Chiefly, there should be few extra copies/buffers in memory when doing this. The writes are caught by interrupts and added to the disk queue once a page has been written.
Open the file in binary mode, and write "unformatted" data to the disc.
fstream myFile;
...
myFile.open ("mydata.bin", ios:: in | ios::out | ios::binary);
...
class Data {
int key;
double value;
char[10] desc;
};
Data x;
myFile.seekp (location1);
myFile.write ((char*)&x, sizeof (Data));
EDIT: The OP added the "Output data needs to be in text format, whether tab or comma separated." constraint.

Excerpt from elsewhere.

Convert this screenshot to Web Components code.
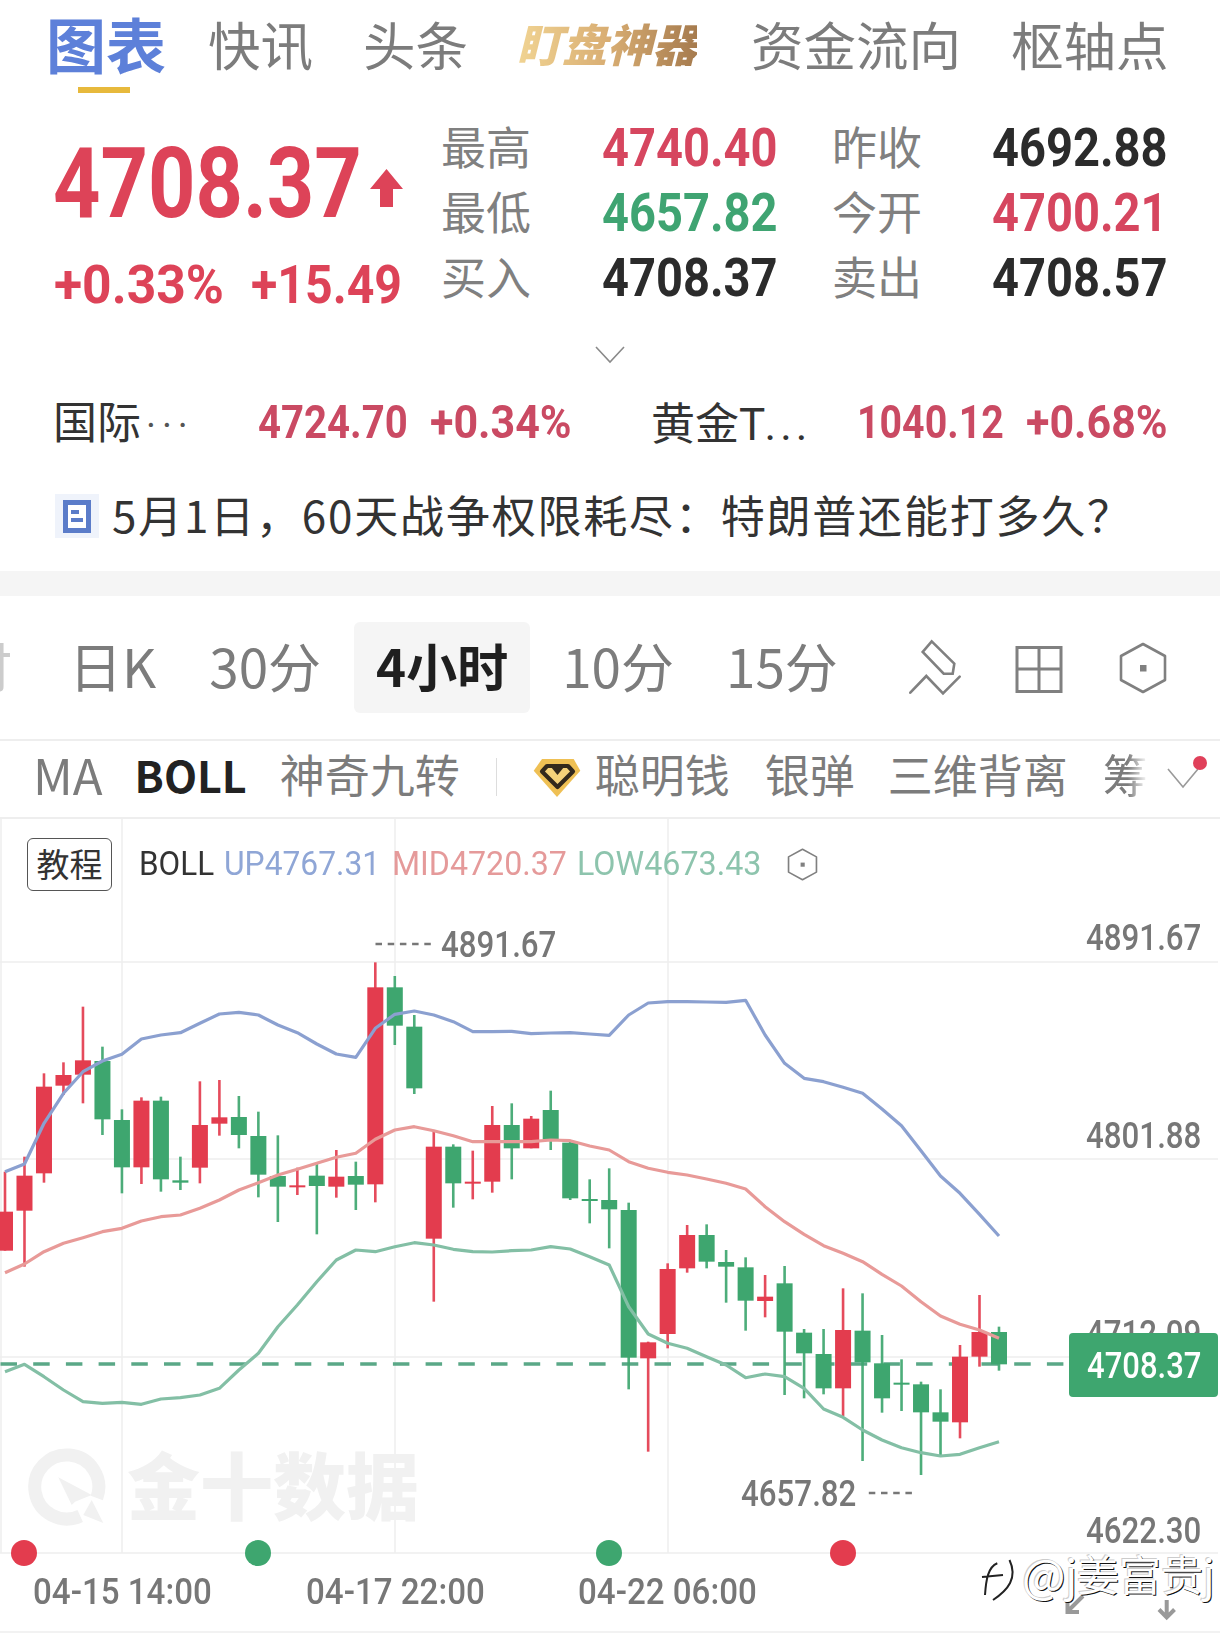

If your application is CPU bound, the formatting of output is an overhead that you do not need. Binary data is much faster to write and read than ascii, is smaller on the disc (e.g. there are fewer total bytes written with binary than with ascii), and because it is smaller it is faster to move around a network (including a network mounted file system). All indicators point to binary as a good overall optimization.
Viewing the binary data can be done after the run with a simple utility that will dump the data to ascii in whatever format is needed. I would encourage some version information be added to the resulting binary data to ensure that changes in the format of the data can be handled in the dump utility.
Moving from binary to ascii, and then quibbling over the relative performance of printf versus iostreams is likely not the best use of your time.
The fastest way is completion-based asynchronous IO.
By giving the OS a set of data to write, which it hasn't actually written when the call returns, the OS can reorder it to optimise write performance.
The API for doing this is OS specific: on Linux, its called AIO; on Windows its called Completion Ports.
A fast method is to use double buffering and multiple threads (at least two).
One thread is in charge of writing data to the hard drive. This task checks the buffer and if not empty (or another rule perhaps) begins writing to the hard drive.
The other thread writes formatted text to the buffer.
One performance issue with hard drives is the amount of time required to get up to speed and position the head to the correct location. To avoid this from happening, the objective is to continually write to the hard drive so that it doesn't stop. This is tricky and may involve stuff outside of your program's scope (such as other programs running at the same time). The larger the chunk of data written to the hard drive, the better.
Another thorn is finding empty slots on the hard drive to put the data. A fragmented hard drive would be slower than a formatted or defragmented drive.
If portability is not an issue, you can check your OS for some APIs that perform block writes to the hard drive. Or you can go down lower and use the API that writes directly to the drive.
You may also want your program to change it's priority so that it is one of the most important tasks running.